WRITTEN EXERCISE -
Transcribe every line exactly. Leave the pictures behind.

┌──

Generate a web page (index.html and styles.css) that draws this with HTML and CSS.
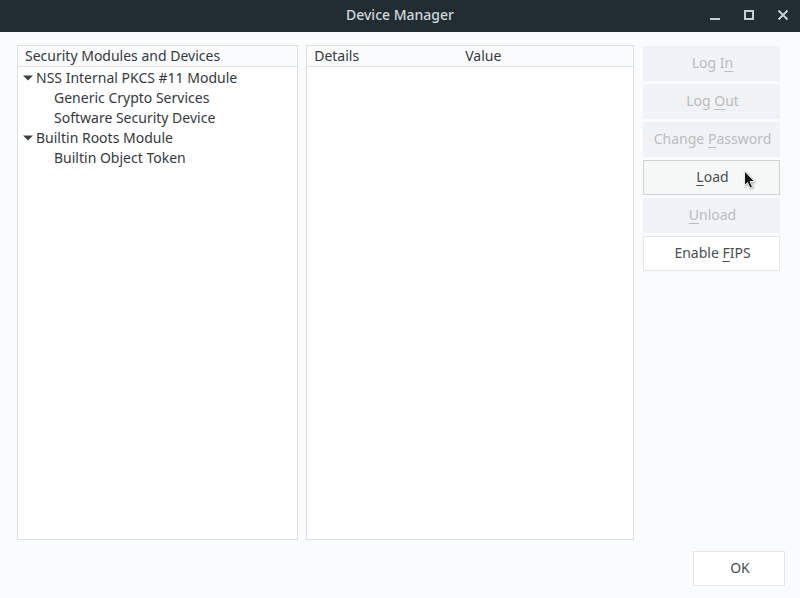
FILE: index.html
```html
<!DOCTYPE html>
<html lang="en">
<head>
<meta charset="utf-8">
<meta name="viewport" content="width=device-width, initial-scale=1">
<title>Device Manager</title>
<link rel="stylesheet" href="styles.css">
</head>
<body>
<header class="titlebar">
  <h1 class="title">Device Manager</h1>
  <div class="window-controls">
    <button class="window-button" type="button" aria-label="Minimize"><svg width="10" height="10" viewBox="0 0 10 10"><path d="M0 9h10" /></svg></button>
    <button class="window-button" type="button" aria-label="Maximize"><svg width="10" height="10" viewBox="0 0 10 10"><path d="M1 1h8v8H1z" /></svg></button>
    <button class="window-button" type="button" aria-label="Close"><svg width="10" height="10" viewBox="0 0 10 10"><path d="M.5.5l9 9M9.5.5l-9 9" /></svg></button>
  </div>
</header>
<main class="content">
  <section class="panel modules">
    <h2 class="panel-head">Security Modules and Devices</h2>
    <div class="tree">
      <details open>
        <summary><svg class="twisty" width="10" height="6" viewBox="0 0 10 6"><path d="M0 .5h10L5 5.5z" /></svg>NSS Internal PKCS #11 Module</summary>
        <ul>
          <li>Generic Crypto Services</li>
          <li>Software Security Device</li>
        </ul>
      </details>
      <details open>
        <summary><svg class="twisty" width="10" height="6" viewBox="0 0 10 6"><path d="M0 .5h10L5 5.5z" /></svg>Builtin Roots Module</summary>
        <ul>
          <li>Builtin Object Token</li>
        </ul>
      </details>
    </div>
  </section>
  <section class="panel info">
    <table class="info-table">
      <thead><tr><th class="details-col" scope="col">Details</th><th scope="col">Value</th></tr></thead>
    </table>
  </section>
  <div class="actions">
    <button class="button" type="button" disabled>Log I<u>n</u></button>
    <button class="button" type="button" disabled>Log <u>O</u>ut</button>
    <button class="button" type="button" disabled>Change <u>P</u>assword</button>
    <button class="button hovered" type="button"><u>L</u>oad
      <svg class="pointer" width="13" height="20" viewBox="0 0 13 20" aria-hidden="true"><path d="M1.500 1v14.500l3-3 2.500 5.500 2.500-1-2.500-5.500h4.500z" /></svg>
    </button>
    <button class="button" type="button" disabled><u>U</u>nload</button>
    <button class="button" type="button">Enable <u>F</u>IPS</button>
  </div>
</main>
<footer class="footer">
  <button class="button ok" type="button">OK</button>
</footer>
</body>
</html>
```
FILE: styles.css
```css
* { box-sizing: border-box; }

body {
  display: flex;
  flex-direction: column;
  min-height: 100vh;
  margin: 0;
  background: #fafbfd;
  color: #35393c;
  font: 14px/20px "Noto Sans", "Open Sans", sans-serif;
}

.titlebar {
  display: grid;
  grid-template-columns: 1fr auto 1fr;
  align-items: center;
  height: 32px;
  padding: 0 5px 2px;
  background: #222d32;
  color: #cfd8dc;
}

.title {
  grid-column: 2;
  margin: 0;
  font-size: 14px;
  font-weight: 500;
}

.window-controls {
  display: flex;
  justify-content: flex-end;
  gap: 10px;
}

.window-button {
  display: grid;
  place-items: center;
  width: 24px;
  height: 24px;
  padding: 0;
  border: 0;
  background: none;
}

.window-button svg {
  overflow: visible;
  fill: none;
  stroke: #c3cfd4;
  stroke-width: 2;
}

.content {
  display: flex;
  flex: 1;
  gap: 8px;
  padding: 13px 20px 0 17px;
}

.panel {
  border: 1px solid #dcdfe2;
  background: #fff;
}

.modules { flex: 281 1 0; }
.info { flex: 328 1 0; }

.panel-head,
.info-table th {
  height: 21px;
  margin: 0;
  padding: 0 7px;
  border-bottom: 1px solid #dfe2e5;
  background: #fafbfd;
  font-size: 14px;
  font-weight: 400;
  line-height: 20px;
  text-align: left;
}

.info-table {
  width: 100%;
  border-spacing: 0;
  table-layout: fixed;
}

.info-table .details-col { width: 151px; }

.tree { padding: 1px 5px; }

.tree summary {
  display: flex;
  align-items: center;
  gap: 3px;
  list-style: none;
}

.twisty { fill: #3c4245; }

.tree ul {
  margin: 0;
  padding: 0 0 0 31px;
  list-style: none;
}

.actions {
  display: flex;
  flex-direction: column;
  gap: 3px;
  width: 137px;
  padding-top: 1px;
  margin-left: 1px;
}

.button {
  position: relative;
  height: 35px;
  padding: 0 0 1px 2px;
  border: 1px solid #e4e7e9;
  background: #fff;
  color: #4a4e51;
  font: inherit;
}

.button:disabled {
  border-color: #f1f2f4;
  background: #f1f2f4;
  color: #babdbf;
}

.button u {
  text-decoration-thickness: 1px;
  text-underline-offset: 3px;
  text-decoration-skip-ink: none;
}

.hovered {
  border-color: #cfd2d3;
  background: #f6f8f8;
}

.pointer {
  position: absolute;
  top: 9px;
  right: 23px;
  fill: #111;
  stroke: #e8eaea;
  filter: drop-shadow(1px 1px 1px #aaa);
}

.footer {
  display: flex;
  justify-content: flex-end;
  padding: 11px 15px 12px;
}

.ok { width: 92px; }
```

└──

CORRECT RESPONSE -
Generate a web page (index.html and styles.css) that draws this with HTML and CSS.
FILE: index.html
```html
<!DOCTYPE html>
<html lang="en">
<head>
<meta charset="utf-8">
<meta name="viewport" content="width=device-width, initial-scale=1">
<title>Device Manager</title>
<link rel="stylesheet" href="styles.css">
</head>
<body>
<header class="titlebar">
  <h1 class="title">Device Manager</h1>
  <div class="window-controls">
    <button class="window-button" type="button" aria-label="Minimize"><svg width="10" height="10" viewBox="0 0 10 10"><path d="M0 9h10" /></svg></button>
    <button class="window-button" type="button" aria-label="Maximize"><svg width="10" height="10" viewBox="0 0 10 10"><path d="M1 1h8v8H1z" /></svg></button>
    <button class="window-button" type="button" aria-label="Close"><svg width="10" height="10" viewBox="0 0 10 10"><path d="M.5.5l9 9M9.5.5l-9 9" /></svg></button>
  </div>
</header>
<main class="content">
  <section class="panel modules">
    <h2 class="panel-head">Security Modules and Devices</h2>
    <div class="tree">
      <details open>
        <summary><svg class="twisty" width="10" height="6" viewBox="0 0 10 6"><path d="M0 .5h10L5 5.5z" /></svg>NSS Internal PKCS #11 Module</summary>
        <ul>
          <li>Generic Crypto Services</li>
          <li>Software Security Device</li>
        </ul>
      </details>
      <details open>
        <summary><svg class="twisty" width="10" height="6" viewBox="0 0 10 6"><path d="M0 .5h10L5 5.5z" /></svg>Builtin Roots Module</summary>
        <ul>
          <li>Builtin Object Token</li>
        </ul>
      </details>
    </div>
  </section>
  <section class="panel info">
    <table class="info-table">
      <thead><tr><th class="details-col" scope="col">Details</th><th scope="col">Value</th></tr></thead>
    </table>
  </section>
  <div class="actions">
    <button class="button" type="button" disabled>Log I<u>n</u></button>
    <button class="button" type="button" disabled>Log <u>O</u>ut</button>
    <button class="button" type="button" disabled>Change <u>P</u>assword</button>
    <button class="button hovered" type="button"><u>L</u>oad
      <svg class="pointer" width="13" height="20" viewBox="0 0 13 20" aria-hidden="true"><path d="M1.500 1v14.500l3-3 2.500 5.500 2.500-1-2.500-5.500h4.500z" /></svg>
    </button>
    <button class="button" type="button" disabled><u>U</u>nload</button>
    <button class="button" type="button">Enable <u>F</u>IPS</button>
  </div>
</main>
<footer class="footer">
  <button class="button ok" type="button">OK</button>
</footer>
</body>
</html>
```
FILE: styles.css
```css
* { box-sizing: border-box; }

body {
  display: flex;
  flex-direction: column;
  min-height: 100vh;
  margin: 0;
  background: #fafbfd;
  color: #35393c;
  font: 14px/20px "Noto Sans", "Open Sans", sans-serif;
}

.titlebar {
  display: grid;
  grid-template-columns: 1fr auto 1fr;
  align-items: center;
  height: 32px;
  padding: 0 5px 2px;
  background: #222d32;
  color: #cfd8dc;
}

.title {
  grid-column: 2;
  margin: 0;
  font-size: 14px;
  font-weight: 500;
}

.window-controls {
  display: flex;
  justify-content: flex-end;
  gap: 10px;
}

.window-button {
  display: grid;
  place-items: center;
  width: 24px;
  height: 24px;
  padding: 0;
  border: 0;
  background: none;
}

.window-button svg {
  overflow: visible;
  fill: none;
  stroke: #c3cfd4;
  stroke-width: 2;
}

.content {
  display: flex;
  flex: 1;
  gap: 8px;
  padding: 13px 20px 0 17px;
}

.panel {
  border: 1px solid #dcdfe2;
  background: #fff;
}

.modules { flex: 281 1 0; }
.info { flex: 328 1 0; }

.panel-head,
.info-table th {
  height: 21px;
  margin: 0;
  padding: 0 7px;
  border-bottom: 1px solid #dfe2e5;
  background: #fafbfd;
  font-size: 14px;
  font-weight: 400;
  line-height: 20px;
  text-align: left;
}

.info-table {
  width: 100%;
  border-spacing: 0;
  table-layout: fixed;
}

.info-table .details-col { width: 151px; }

.tree { padding: 1px 5px; }

.tree summary {
  display: flex;
  align-items: center;
  gap: 3px;
  list-style: none;
}

.twisty { fill: #3c4245; }

.tree ul {
  margin: 0;
  padding: 0 0 0 31px;
  list-style: none;
}

.actions {
  display: flex;
  flex-direction: column;
  gap: 3px;
  width: 137px;
  padding-top: 1px;
  margin-left: 1px;
}

.button {
  position: relative;
  height: 35px;
  padding: 0 0 1px 2px;
  border: 1px solid #e4e7e9;
  background: #fff;
  color: #4a4e51;
  font: inherit;
}

.button:disabled {
  border-color: #f1f2f4;
  background: #f1f2f4;
  color: #babdbf;
}

.button u {
  text-decoration-thickness: 1px;
  text-underline-offset: 3px;
  text-decoration-skip-ink: none;
}

.hovered {
  border-color: #cfd2d3;
  background: #f6f8f8;
}

.pointer {
  position: absolute;
  top: 9px;
  right: 23px;
  fill: #111;
  stroke: #e8eaea;
  filter: drop-shadow(1px 1px 1px #aaa);
}

.footer {
  display: flex;
  justify-content: flex-end;
  padding: 11px 15px 12px;
}

.ok { width: 92px; }
```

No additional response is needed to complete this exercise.